The show's organisers blamed a sudden blast of strong winds that made conditions "unworkable and life-threatening for the riders" - meaning they had to make some "adjustments to the show".

Now, CEG says it has honoured all Sydney ticketholders with either a new ticket to the rescheduled show on November 16 or a ticket to any other Crusty Demons show on the tour.

It has also offered a 50 per cent refund to anyone unable to attend the new date or an alternative show - with the refund being offered at the end of the tour.

"This is well above the requirements stipulated by Australian consumer law," the company spokeswoman said.
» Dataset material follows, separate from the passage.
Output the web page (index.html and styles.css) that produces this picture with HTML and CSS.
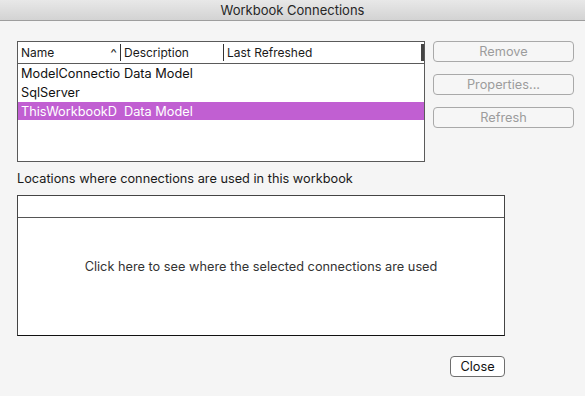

However, it's clear that many of the 600 people who complained about the event are not happy with getting half the ticket price back.

The Crusty Demons will be travelling to New Zealand after the Australia dates. Picture: Supplied
The Crusty Demons will be travelling to New Zealand after the Australia dates. Picture: Supplied

One of them is Sydney mum Leanne Peryman, who took her son to the show.

She says her son can't go to the rescheduled show because of sporting commitments and they've had no luck selling their tickets.

"Due to all the horrific media about all the shows around Australia, we have tried selling the tickets and of course no one is interested," she said. "So how is it fair that we are now out of pocket for these two tickets when we would have never bought tickets for a show on November 16 in the first place?"